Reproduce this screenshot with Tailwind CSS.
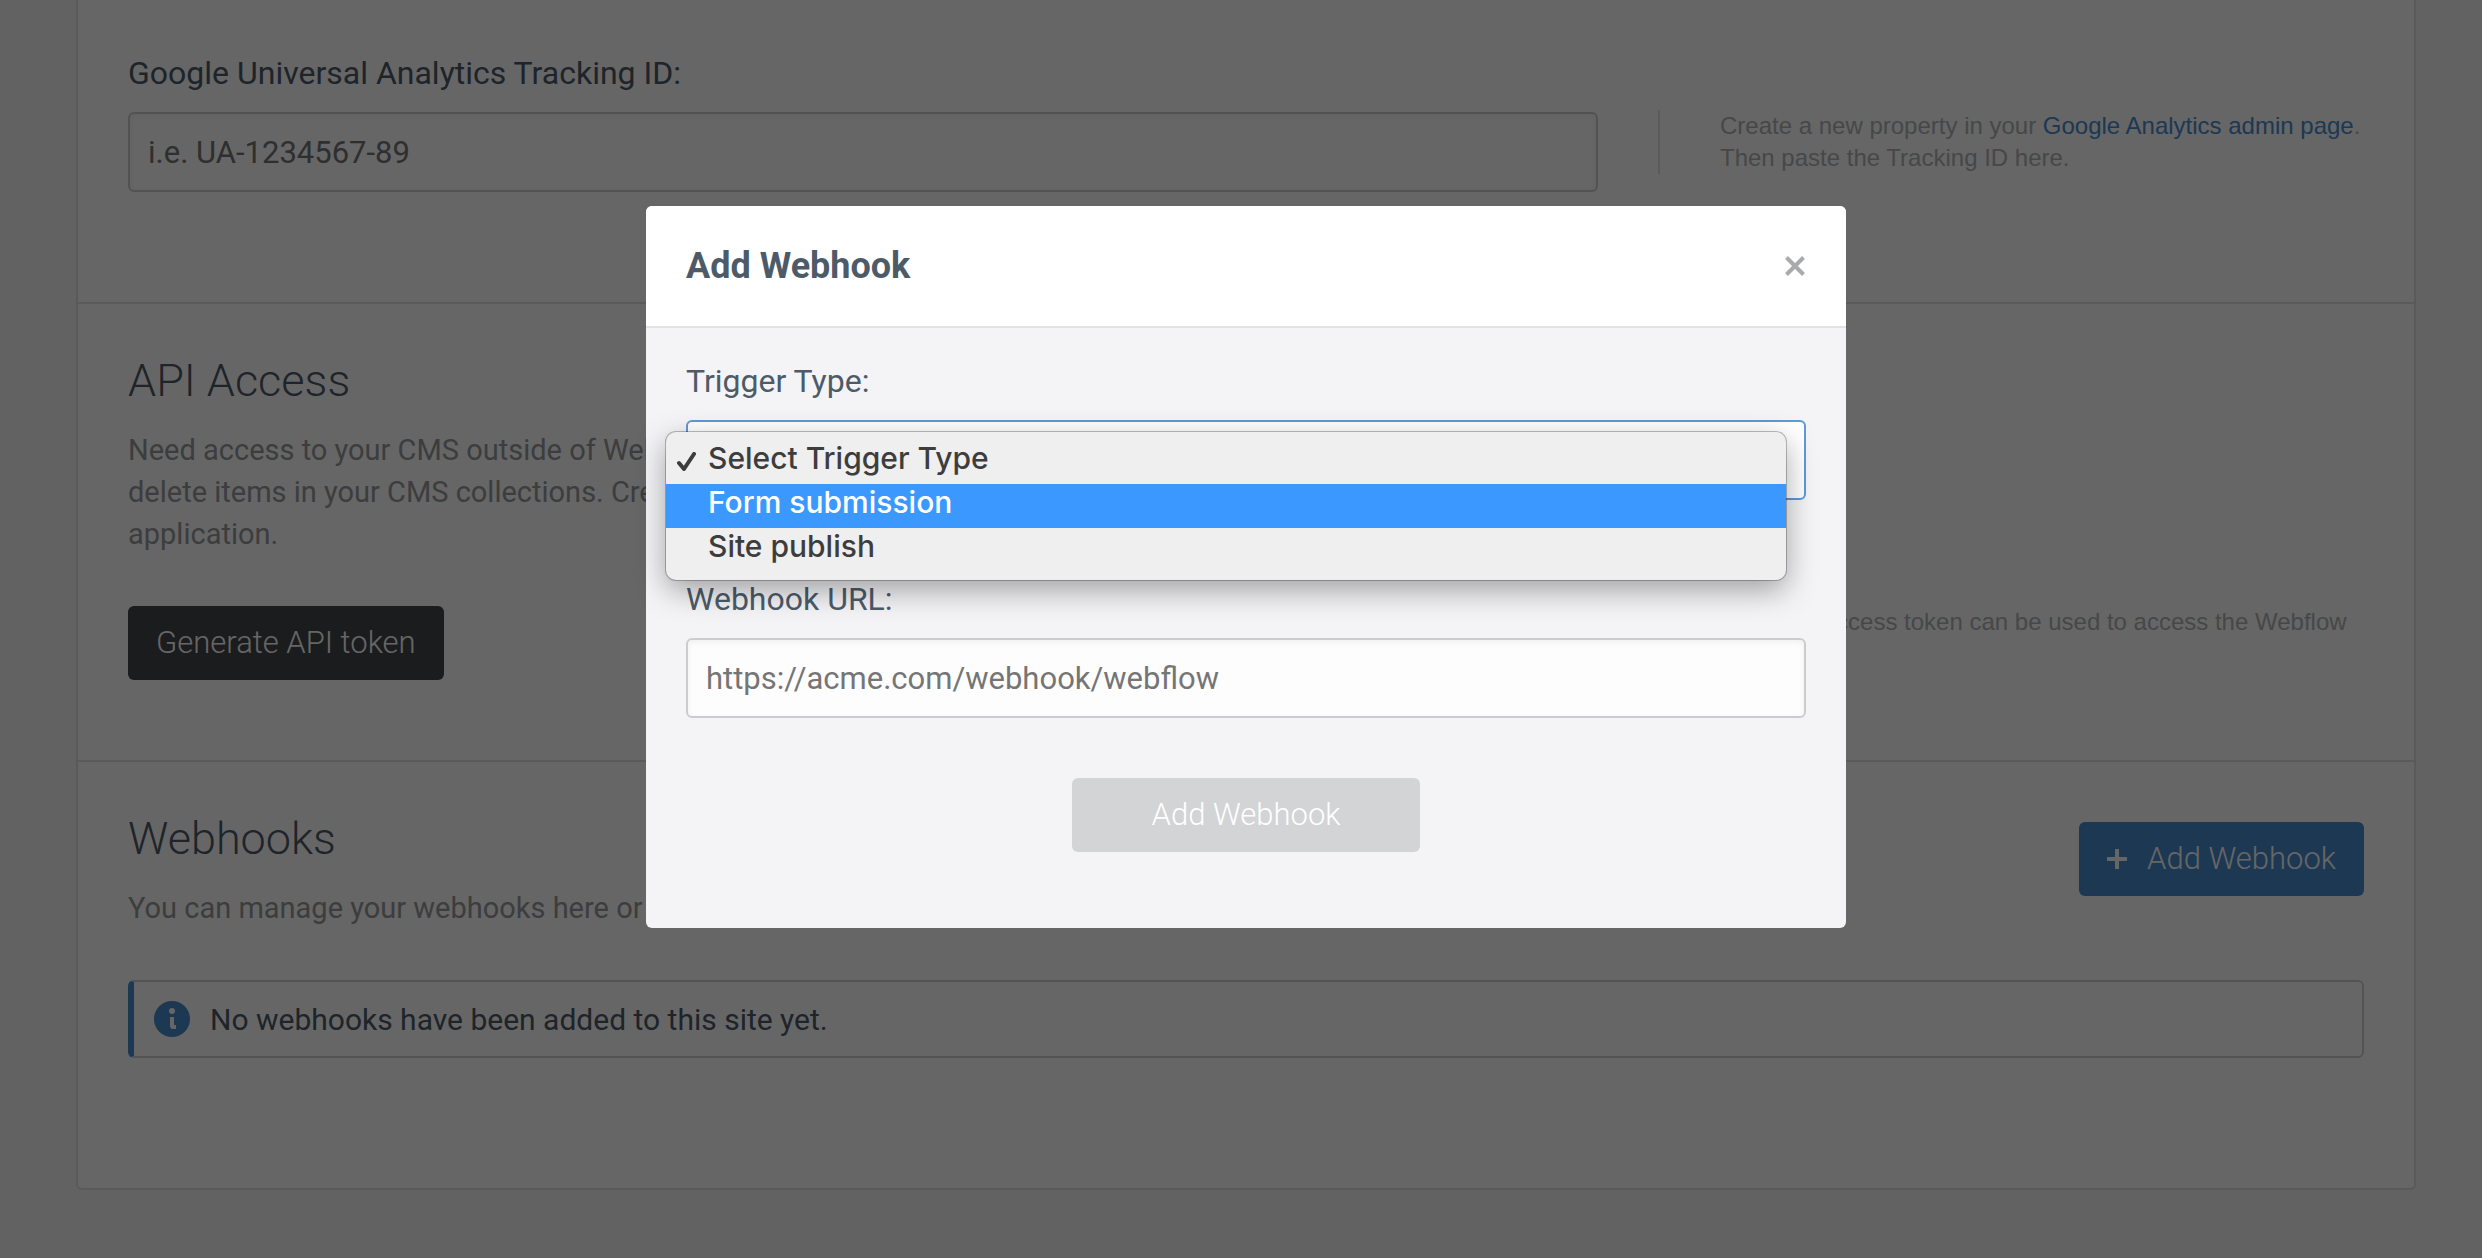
<!DOCTYPE html>
<html lang="en">
<head>
    <meta charset="UTF-8">
    <meta name="viewport" content="width=device-width, initial-scale=1.0">
    <title>Site Settings - Integrations</title>
    <script src="https://cdn.jsdelivr.net/npm/@tailwindcss/browser@4"></script>
</head>
<body class="relative min-h-screen bg-[#f4f4f4] pl-[76px] pr-[66px] pb-16 font-['Roboto',sans-serif] text-[#4d5b69]">

    <main class="rounded-b-md border-2 border-t-0 border-[#e1e1e1] bg-white">

        <!-- Google Analytics -->
        <section class="grid grid-cols-[1fr_706px] gap-x-[60px] border-b-2 border-[#e1e1e1] px-[50px] pt-[54px] pb-[110px]">
            <div>
                <label for="tracking-id" class="mb-5 block text-[32px] leading-[38px]">Google Universal Analytics Tracking ID:</label>
                <input id="tracking-id" type="text" placeholder="i.e. UA-1234567-89"
                       class="block h-20 w-full rounded-md border-2 border-[#cdcdcd] bg-white px-[18px] text-[31px] shadow-[inset_0_2px_6px_rgba(0,0,0,0.06)] placeholder:text-[#757575]">
            </div>
            <aside class="mt-14 self-start border-l-2 border-[#e1e1e1] pl-[60px] font-['Liberation_Sans',sans-serif] text-2xl leading-8 text-[#b0b3b5]">
                Create a new property in your <a href="#" class="text-[#488cd0]">Google Analytics admin page</a>.<br>
                Then paste the Tracking ID here.
            </aside>
        </section>

        <!-- API access -->
        <section class="border-b-2 border-[#e1e1e1] px-[50px] pt-[50px] pb-20">
            <h2 class="text-[45px] leading-[54px] font-light">API Access</h2>
            <p class="mt-[21px] text-[29px] leading-[42px] text-[#979a9b]">
                Need access to your CMS outside of Webflow? Use the Webflow API to create, read, update and<br>
                delete items in your CMS collections. Create an API token to authorize your<br>
                application.
            </p>
            <div class="mt-[51px] grid grid-cols-[1fr_706px] gap-x-[60px]">
                <div>
                    <button type="button" class="h-[74px] rounded-md bg-[#444649] px-7 text-[31px] font-light text-white">Generate API token</button>
                </div>
                <aside class="self-start border-l-2 border-[#e1e1e1] pl-[60px] font-['Liberation_Sans',sans-serif] text-2xl leading-8 text-[#b0b3b5]">
                    Only one access token can be used to access the Webflow<br>
                    API.
                </aside>
            </div>
        </section>

        <!-- Webhooks -->
        <section class="px-[50px] pt-[50px] pb-[130px]">
            <div class="flex items-start justify-between">
                <div>
                    <h2 class="text-[45px] leading-[54px] font-light">Webhooks</h2>
                    <p class="mt-[21px] text-[29px] leading-[42px] text-[#979a9b]">You can manage your webhooks here or via the API.</p>
                </div>
                <button type="button" class="mt-[10px] flex h-[74px] items-center gap-5 rounded-md bg-[#488cd0] px-7 text-[31px] font-light text-white">
                    <svg class="size-5" viewBox="0 0 20 20" fill="currentColor" aria-hidden="true"><path d="M8 0h4v8h8v4h-8v8H8v-8H0V8h8z"/></svg>
                    Add Webhook
                </button>
            </div>
            <div class="mt-[51px] flex h-[78px] items-center gap-5 rounded-md border-2 border-l-6 border-[#d0d0d0] border-l-[#488cd0] px-5 text-[30px]">
                <svg class="size-9" viewBox="0 0 36 36" aria-hidden="true">
                    <circle cx="18" cy="18" r="18" fill="#488cd0"/>
                    <circle cx="18" cy="10" r="3" fill="#fff"/>
                    <path d="M16 16h4v8h2v4h-3a3 3 0 0 1-3-3z" fill="#fff"/>
                </svg>
                <p>No webhooks have been added to this site yet.</p>
            </div>
        </section>
    </main>

    <!-- Modal -->
    <div class="absolute inset-0 flex items-start justify-center bg-black/60 pl-[10px] pt-[206px]">
        <div role="dialog" aria-modal="true" aria-labelledby="modal-title" class="w-[1200px] max-w-full rounded-md bg-[#f4f4f7]">
            <header class="flex h-[122px] items-center justify-between rounded-t-md border-b-2 border-[#e1e1e7] bg-white px-10">
                <h1 id="modal-title" class="text-[36px] font-bold">Add Webhook</h1>
                <button type="button" aria-label="Close" class="text-[#a8aaad]">
                    <svg class="size-[22px]" viewBox="0 0 22 22" fill="none" stroke="currentColor" stroke-width="4" aria-hidden="true"><path d="M2.5 2.5l17 17M19.5 2.5l-17 17"/></svg>
                </button>
            </header>

            <form class="px-10 pt-[34px] pb-[76px]">
                <label for="trigger-type" class="mb-5 block text-[32px] leading-[38px]">Trigger Type:</label>
                <div class="relative mb-20">
                    <select id="trigger-type" class="block h-20 w-full appearance-none rounded-md border-2 border-[#5b9bd8] bg-white px-[18px] text-[31px]">
                        <option>Select Trigger Type</option>
                        <option>Form submission</option>
                        <option>Site publish</option>
                    </select>

                    <!-- Open option list -->
                    <ul role="listbox" aria-label="Trigger Type" class="absolute -left-5 right-5 top-3 rounded-[10px] bg-[#efefef] py-2 font-['Inter',sans-serif] text-[30px] leading-9 font-medium text-[#3d3d3d] shadow-[0_0_0_1px_rgba(0,0,0,0.25),0_10px_30px_rgba(0,0,0,0.35)]">
                        <li role="option" aria-selected="true" class="flex h-11 items-start pl-[11px]">
                            <svg class="mr-3 mt-3 size-[19px]" viewBox="0 0 19 19" fill="none" stroke="currentColor" stroke-width="4" stroke-linecap="round" stroke-linejoin="round" aria-hidden="true"><path d="M2 11l5 6L17 2"/></svg>
                            Select Trigger Type
                        </li>
                        <li role="option" aria-selected="false" class="h-11 bg-[#3b98ff] pl-[42px] text-white">Form submission</li>
                        <li role="option" aria-selected="false" class="h-11 pl-[42px]">Site publish</li>
                    </ul>
                </div>

                <label for="webhook-url" class="mb-5 block text-[32px] leading-[38px]">Webhook URL:</label>
                <input id="webhook-url" type="url" placeholder="https://acme.com/webhook/webflow"
                       class="block h-20 w-full rounded-md border-2 border-[#cbccce] bg-[#fdfdfd] px-[18px] text-[31px] shadow-[inset_0_2px_6px_rgba(0,0,0,0.06)] placeholder:text-[#757575]">

                <button type="submit" disabled class="mx-auto mt-[60px] block h-[74px] rounded-md bg-[#d3d4d6] px-20 text-[31px] font-light text-white">Add Webhook</button>
            </form>
        </div>
    </div>

</body>
</html>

◇ ◇ ◇ ◇

The request
Everything from the first line to the line with "border-2 border-t-0 border-[#e1e1e1]" must be repeated exactly, and nothing else. Leave the pictures out.

Task output
Reproduce this screenshot with Tailwind CSS.
<!DOCTYPE html>
<html lang="en">
<head>
    <meta charset="UTF-8">
    <meta name="viewport" content="width=device-width, initial-scale=1.0">
    <title>Site Settings - Integrations</title>
    <script src="https://cdn.jsdelivr.net/npm/@tailwindcss/browser@4"></script>
</head>
<body class="relative min-h-screen bg-[#f4f4f4] pl-[76px] pr-[66px] pb-16 font-['Roboto',sans-serif] text-[#4d5b69]">

    <main class="rounded-b-md border-2 border-t-0 border-[#e1e1e1] bg-white">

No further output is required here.